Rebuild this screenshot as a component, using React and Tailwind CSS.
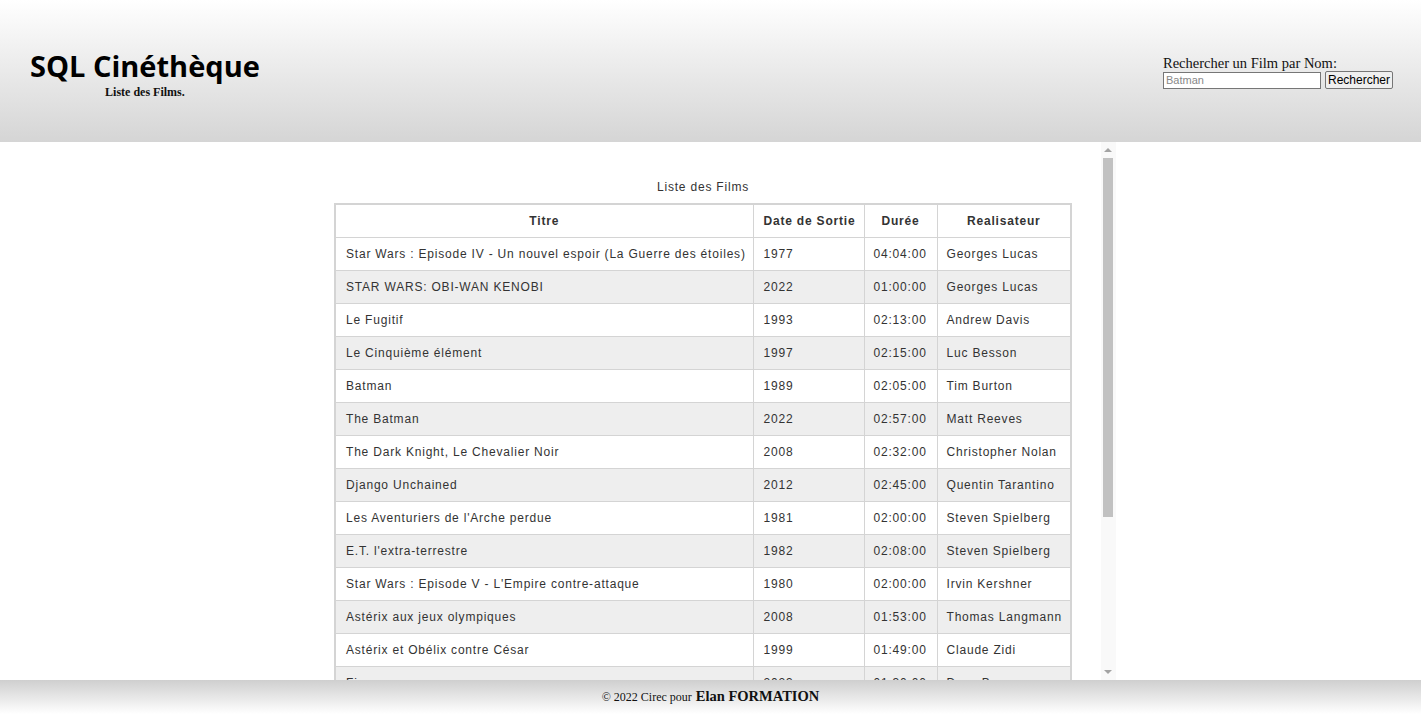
import React from "react";

const films = [
  ["Star Wars : Episode IV - Un nouvel espoir (La Guerre des étoiles)", "1977", "04:04:00", "Georges Lucas"],
  ["STAR WARS: OBI-WAN KENOBI", "2022", "01:00:00", "Georges Lucas"],
  ["Le Fugitif", "1993", "02:13:00", "Andrew Davis"],
  ["Le Cinquième élément", "1997", "02:15:00", "Luc Besson"],
  ["Batman", "1989", "02:05:00", "Tim Burton"],
  ["The Batman", "2022", "02:57:00", "Matt Reeves"],
  ["The Dark Knight, Le Chevalier Noir", "2008", "02:32:00", "Christopher Nolan"],
  ["Django Unchained", "2012", "02:45:00", "Quentin Tarantino"],
  ["Les Aventuriers de l'Arche perdue", "1981", "02:00:00", "Steven Spielberg"],
  ["E.T. l'extra-terrestre", "1982", "02:08:00", "Steven Spielberg"],
  ["Star Wars : Episode V - L'Empire contre-attaque", "1980", "02:00:00", "Irvin Kershner"],
  ["Astérix aux jeux olympiques", "2008", "01:53:00", "Thomas Langmann"],
  ["Astérix et Obélix contre César", "1999", "01:49:00", "Claude Zidi"],
  ["Fiasco", "2023", "01:30:00", "Dany Boon"],
  ["Jurassic Park", "1993", "02:07:00", "Steven Spielberg"],
  ["Pulp Fiction", "1994", "02:34:00", "Quentin Tarantino"],
  ["Inception", "2010", "02:28:00", "Christopher Nolan"],
  ["Léon", "1994", "01:50:00", "Luc Besson"],
  ["Edward aux mains d'argent", "1990", "01:45:00", "Tim Burton"],
];

export default function App() {
  return (
    <div className="h-screen flex flex-col bg-white overflow-hidden">
      {/* header */}
      <header className="h-[142px] shrink-0 bg-gradient-to-b from-white to-[#d5d5d5] flex justify-between items-start pt-[46px] pl-[30px] pr-[28px]">
        <div className="text-center">
          <h1 className="text-[29px] leading-[40px] font-bold text-black" style={{ fontFamily: '"Comic Sans MS", "Open Sans", sans-serif' }}>
            SQL Cinéthèque
          </h1>
          <p className="text-[12px] leading-[12px] font-bold text-[#111]" style={{ fontFamily: '"Liberation Serif", serif' }}>
            Liste des Films.
          </p>
        </div>
        <form className="pt-[10px] text-[#111]" style={{ fontFamily: '"Liberation Serif", serif' }} onSubmit={(e) => e.preventDefault()}>
          <label className="block text-[14.5px] leading-[14px]">Rechercher un Film par Nom:</label>
          <div className="flex items-center gap-[4px] mt-[1px]">
            <input
              type="text"
              placeholder="Batman"
              className="w-[158px] h-[17px] border border-[#767676] bg-white px-[2px] text-[11px] placeholder:text-[#888]"
              style={{ fontFamily: '"Liberation Sans", Arial, sans-serif' }}
            />
            <button
              className="h-[18px] px-[2px] border border-[#767676] rounded-[2px] bg-[#efefef] text-[12px] leading-[14px] text-black"
              style={{ fontFamily: '"Liberation Sans", Arial, sans-serif' }}
            >
              Rechercher
            </button>
          </div>
        </form>
      </header>

      {/* scrolling list */}
      <main className="h-[538px] shrink-0 w-[810px] mx-auto flex">
        <div className="flex-1 overflow-hidden pt-[37px] text-[#333] tracking-wider" style={{ fontFamily: '"Liberation Sans", Arial, sans-serif' }}>
          <div className="text-center text-[12px] leading-[16px] mb-[8px]">Liste des Films</div>
          <table className="mx-auto w-[736px] table-fixed border-collapse border-2 border-[#d4d4d4] text-[12px] whitespace-nowrap">
            <thead>
              <tr className="bg-white">
                <th className="w-[418px] h-[33px] px-[10px] border border-[#d4d4d4] font-bold text-center">Titre</th>
                <th className="w-[111px] h-[33px] px-[10px] border border-[#d4d4d4] font-bold text-center">Date de Sortie</th>
                <th className="w-[73px] h-[33px] px-[9px] border border-[#d4d4d4] font-bold text-center">Durée</th>
                <th className="w-[134px] h-[33px] px-[9px] border border-[#d4d4d4] font-bold text-center">Realisateur</th>
              </tr>
            </thead>
            <tbody>
              {films.map((f, i) => (
                <tr key={i} className={i % 2 === 1 ? "bg-[#eeeeee]" : "bg-white"}>
                  <td className="h-[33px] px-[10px] border border-[#d4d4d4]">{f[0]}</td>
                  <td className="h-[33px] px-[10px] border border-[#d4d4d4]">{f[1]}</td>
                  <td className="h-[33px] px-[9px] border border-[#d4d4d4]">{f[2]}</td>
                  <td className="h-[33px] px-[9px] border border-[#d4d4d4]">{f[3]}</td>
                </tr>
              ))}
            </tbody>
          </table>
        </div>

        {/* scrollbar */}
        <div className="w-[15px] shrink-0 bg-[#f9f9f9] flex flex-col items-center">
          <div className="h-[16px] flex items-center justify-center">
            <div className="w-0 h-0 border-l-[4px] border-r-[4px] border-b-[4px] border-l-transparent border-r-transparent border-b-[#a3a3a3]" />
          </div>
          <div className="w-[10px] h-[359px] bg-[#c1c1c1]" />
          <div className="flex-1" />
          <div className="h-[16px] flex items-center justify-center">
            <div className="w-0 h-0 border-l-[4px] border-r-[4px] border-t-[4px] border-l-transparent border-r-transparent border-t-[#a3a3a3]" />
          </div>
        </div>
      </main>

      {/* footer */}
      <footer className="flex-1 bg-gradient-to-b from-[#cfcfcf] to-white flex items-center justify-center text-[#111]" style={{ fontFamily: '"Liberation Serif", serif' }}>
        <span className="text-[12px]">© 2022 Cirec pour </span>
        <span className="text-[14.5px] font-bold ml-[4px]">Elan FORMATION</span>
      </footer>
    </div>
  );
}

· · ·

Your task is to return the lines above, from the first one up to and including the line containing "import React from", minus any pictures.

Rebuild this screenshot as a component, using React and Tailwind CSS.
import React from "react";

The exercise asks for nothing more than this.